History of Billericay
Billericay was first inhabited in the Iron Age, burial mounds still exist in Norsey Woods, but it is in the Roman period when the local Trinovante tribe assisted Queen Boadicea and were quelled, that a Roman settlement brought about the town's real birth.
During the Saxon period our traditional form of local government came into being. The area was then owned by King Harold's father, who is buried locally, who named the fortified settlement Burghstede.
The area then passed into the ownership of William the Conqueror's half brother. When he fell out of favour, William gave the lands to the Cistercian monks. Barstable Hundred came about when the county was divided into "hundreds".
In the 12th and 13th centuries a manor house called Blunts Walls was built by Bartholomew Blunt on the north west of the town. In 1262 Reginald Blunt joined the Barons Revolt, under Simon-de-Montfort but was defeated at the Battle of Evesham. His lands were then confiscated and passed to the Augustinian Thoby priory at Mountnessing.
In 1342 Billericay acquired a Chantry Chapel with sufficient funds to support its own priest.
The next important event was in 1381 when local men joined with those from Kent in a peasants' revolt against Richard II's poll tax.
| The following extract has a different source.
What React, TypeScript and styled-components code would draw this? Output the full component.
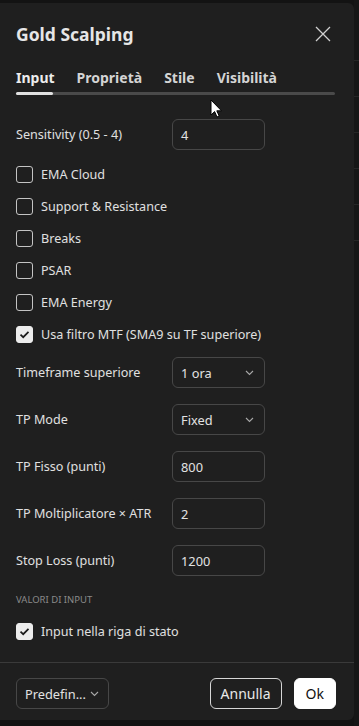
import styled, { createGlobalStyle } from "styled-components";

const GlobalStyle = createGlobalStyle`
  html, body {
    margin: 0;
    padding: 0;
    background: #131313;
  }
  body {
    font-family: "Noto Sans", "Open Sans", sans-serif;
    color: #dbdbdb;
  }
`;

const Page = styled.div`
  display: flex;
  height: 726px;
  width: 359px;
  overflow: hidden;
  position: relative;
`;

const Dialog = styled.div`
  width: 354px;
  height: 717px;
  margin-top: 3px;
  background: #1f1f1f;
  border-radius: 0 6px 6px 0;
  display: flex;
  flex-direction: column;
`;

const Backdrop = styled.div`
  flex: 1;
  background: #161616;
  display: flex;
  flex-direction: column;
  gap: 35px;
  padding-top: 60px;
`;

const BackdropLine = styled.div`
  height: 1px;
  background: #262626;
`;

const Header = styled.div`
  display: flex;
  align-items: center;
  justify-content: space-between;
  height: 40px;
  margin-top: 11px;
  padding: 0 22px 0 16px;
`;

const Title = styled.h2`
  margin: 0;
  font-size: 17.5px;
  font-weight: 700;
  color: #e6e6e6;
`;

const CloseButton = styled.button`
  background: none;
  border: none;
  padding: 0;
  width: 18px;
  height: 18px;
  display: flex;
  align-items: center;
  justify-content: center;
  cursor: pointer;
`;

const Tabs = styled.div`
  display: flex;
  gap: 22px;
  height: 22px;
  align-items: center;
  margin-top: 12px;
  padding: 0 16px;
`;

const Tab = styled.div<{ $active?: boolean }>`
  font-size: 14px;
  font-weight: 700;
  color: ${(p) => (p.$active ? "#ececec" : "#d4d4d4")};
`;

const Track = styled.div`
  margin: 4px 19px 0 16px;
  height: 3px;
  border-radius: 2px;
  background: #4a4a4a;
  display: flex;
`;

const TrackFill = styled.div`
  width: 37px;
  background: #e0e0e0;
  border-radius: 2px;
`;

const Content = styled.div`
  padding: 0 16px;
  display: flex;
  flex-direction: column;
`;

const FieldRow = styled.div<{ $mt: number }>`
  display: grid;
  grid-template-columns: 156px 93px;
  align-items: center;
  height: 31px;
  margin-top: ${(p) => p.$mt}px;
`;

const Label = styled.span`
  font-size: 12.6px;
  color: #e0e0e0;
  white-space: nowrap;
`;

const Field = styled.div`
  box-sizing: border-box;
  height: 31px;
  border: 1px solid #474747;
  border-radius: 6px;
  display: flex;
  align-items: center;
  justify-content: space-between;
  padding: 0 10px 0 8px;
  font-size: 12.8px;
  color: #e2e2e2;
`;

const CheckRow = styled.div<{ $mt?: number }>`
  display: flex;
  align-items: center;
  gap: 8px;
  height: 32px;
  margin-top: ${(p) => p.$mt ?? 0}px;
`;

const Box = styled.div<{ $checked?: boolean }>`
  box-sizing: border-box;
  width: 17px;
  height: 17px;
  border-radius: 3px;
  border: 1px solid ${(p) => (p.$checked ? "#ececec" : "#c4c4c4")};
  background: ${(p) => (p.$checked ? "#ececec" : "transparent")};
  display: flex;
  align-items: center;
  justify-content: center;
`;

const Section = styled.div`
  margin-top: 17px;
  height: 12px;
  font-size: 9.5px;
  color: #8a8a8a;
  display: flex;
  align-items: center;
`;

const Footer = styled.div`
  margin-top: auto;
  border-top: 1px solid #3a3a3a;
  height: 58px;
  padding: 15px 18px 0 16px;
  box-sizing: border-box;
  display: flex;
  align-items: flex-start;
  justify-content: space-between;
`;

const Preset = styled(Field)`
  width: 93px;
  padding: 0 9px 0 8px;
`;

const Buttons = styled.div`
  display: flex;
  gap: 12px;
`;

const Button = styled.button<{ $primary?: boolean }>`
  height: 31px;
  box-sizing: border-box;
  border-radius: 6px;
  font-family: inherit;
  font-size: 14px;
  padding: 0 ${(p) => (p.$primary ? 11 : 10)}px;
  border: 1px solid ${(p) => (p.$primary ? "#ffffff" : "#d6d6d6")};
  background: ${(p) => (p.$primary ? "#ffffff" : "transparent")};
  color: ${(p) => (p.$primary ? "#111111" : "#e8e8e8")};
  cursor: pointer;
`;

const Cursor = styled.svg`
  position: absolute;
  left: 210px;
  top: 99px;
`;

const Chevron = () => (
  <svg width="9" height="6" viewBox="0 0 9 6" fill="none">
    <path d="M1 1l3.5 3.5L8 1" stroke="#a8a8a8" strokeWidth="1.1" />
  </svg>
);

const Check = () => (
  <svg width="11" height="9" viewBox="0 0 11 9" fill="none">
    <path d="M1.5 4.6l2.7 2.6L9.5 1.8" stroke="#1a1a1a" strokeWidth="1.7" />
  </svg>
);

const checks = [
  { label: "EMA Cloud", checked: false },
  { label: "Support & Resistance", checked: false },
  { label: "Breaks", checked: false },
  { label: "PSAR", checked: false },
  { label: "EMA Energy", checked: false },
  { label: "Usa filtro MTF (SMA9 su TF superiore)", checked: true },
];

const fields = [
  { label: "Timeframe superiore", value: "1 ora", select: true },
  { label: "TP Mode", value: "Fixed", select: true },
  { label: "TP Fisso (punti)", value: "800" },
  { label: "TP Moltiplicatore × ATR", value: "2" },
  { label: "Stop Loss (punti)", value: "1200" },
];

const App = () => {
  return (
    <Page>
      <GlobalStyle />
      <Dialog>
        <Header>
          <Title>Gold Scalping</Title>
          <CloseButton aria-label="close">
            <svg width="16" height="16" viewBox="0 0 16 16">
              <path d="M1 1l14 14M15 1L1 15" stroke="#d0d0d0" strokeWidth="1.3" />
            </svg>
          </CloseButton>
        </Header>
        <Tabs>
          <Tab $active>Input</Tab>
          <Tab>Proprietà</Tab>
          <Tab>Stile</Tab>
          <Tab>Visibilità</Tab>
        </Tabs>
        <Track>
          <TrackFill />
        </Track>
        <Content>
          <FieldRow $mt={24}>
            <Label>Sensitivity (0.5 - 4)</Label>
            <Field>4</Field>
          </FieldRow>
          <CheckRow $mt={8}>
            <Box>{null}</Box>
            <Label>{checks[0].label}</Label>
          </CheckRow>
          {checks.slice(1).map((c) => (
            <CheckRow key={c.label}>
              <Box $checked={c.checked}>{c.checked && <Check />}</Box>
              <Label>{c.label}</Label>
            </CheckRow>
          ))}
          {fields.map((f, i) => (
            <FieldRow key={f.label} $mt={i === 0 ? 7 : 16}>
              <Label>{f.label}</Label>
              <Field>
                <span>{f.value}</span>
                {f.select && <Chevron />}
              </Field>
            </FieldRow>
          ))}
          <Section>VALORI DI INPUT</Section>
          <CheckRow $mt={10}>
            <Box $checked>
              <Check />
            </Box>
            <Label>Input nella riga di stato</Label>
          </CheckRow>
        </Content>
        <Footer>
          <Preset>
            <span>Predefin...</span>
            <Chevron />
          </Preset>
          <Buttons>
            <Button>Annulla</Button>
            <Button $primary>Ok</Button>
          </Buttons>
        </Footer>
      </Dialog>
      <Backdrop>
        <BackdropLine />
        <BackdropLine />
        <BackdropLine />
        <BackdropLine />
        <BackdropLine />
        <BackdropLine />
      </Backdrop>
      <Cursor width="12" height="19" viewBox="0 0 12 19">
        <path
          d="M1 1v15l3.6-3.4 2.4 5.4 2.2-1-2.4-5.2H11.5z"
          fill="#ffffff"
          stroke="#000000"
          strokeWidth="1"
        />
      </Cursor>
    </Page>
  );
};

export default App;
Wat Tyler led a march on London where he was killed and his followers were driven home and 500 massacred in Norsey Woods by Thomas of Woodstock. They are buried in Great Burstead.
In 1620 victualler Christopher Martin set sail with several fellow townsfolk for the new world in "The Mayflower". The town Billerica was set up in Massachusetts. Find out more about Billerica by clicking here
The town became increasingly prosperous during the Georgian period as it was an important stop en route to the Tilbury Crossing and a highly successful coaching route running between Brentwood, Billericay, Rayleigh, Hadleigh, Leigh and Rochford. The Crown, a large coaching inn was built to accommodate the many travellers as existing hostelries were unable to cope.
In the reform election of 1832 Billericay was one of only seven polling stations in South Essex, the county being divided into north and south for the elections.
From that date Billericay continued to hold its place as a centre of administration. This was confirmed in 1894 with the formation of the Billericay Rural District Council.
Close ties continue to exist between Brentwood and Billericay, borne out not only by the coming of the railway from Shenfield, but also by the A127 major road link.